Miller has sifted through thousands of documents, sermons, official records, letters, discourses, diaries, testimonies, interviews, and newspaper accounts, and carefully footnoted everything. His thoroughness notwithstanding, Miller’s claim that no others have written accurate biographies of the Rebbe, or that this is the only authentic biography, is somewhat disingenuous. In truth, if one were to synthesize all the attempts to chronicle the life of this iconoclastic Hasidic master, there might be an approximate appreciation of his greatness. Each biographer brings his own perspective to the task. Given that Rabbi Schneerson was so multi-faceted, such a polymath, so prolific, and his published works number over three hundred volumes (with more being edited), it is no wonder that it is difficult for him to be reduced to any single biography.
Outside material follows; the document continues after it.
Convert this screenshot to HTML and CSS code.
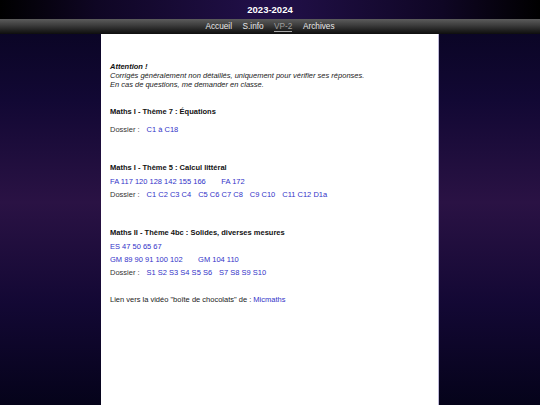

A major contribution of Turning Judaism Outward (the title comes from a description of the Rebbe’s work by Lord Rabbi Jonathan Sacks) is information about the Rebbe’s youth, childhood, and early years. It is almost two hundred pages into the book until he assumes the mantle of leadership as the seventh Lubavitcher Rebbe. There are also new tidbits such as, the world headquarters of Chabad at 770 Eastern Parkway in Crown Heights, Brooklyn, that was originally purchased for the sixth Rebbe, Rabbi Schneerson’s father in law, was the repossessed house of a physician who was jailed for a variety of offenses including- abortions, manslaughter, and tax evasion.
Many of Miller’s sources are translated from the Yiddish and Hebrew for the first time. Given that all the Chabad materials and this volume itself are published in-house there is no editorial screening. For the most part the translations are serviceable and convey the intended meaning.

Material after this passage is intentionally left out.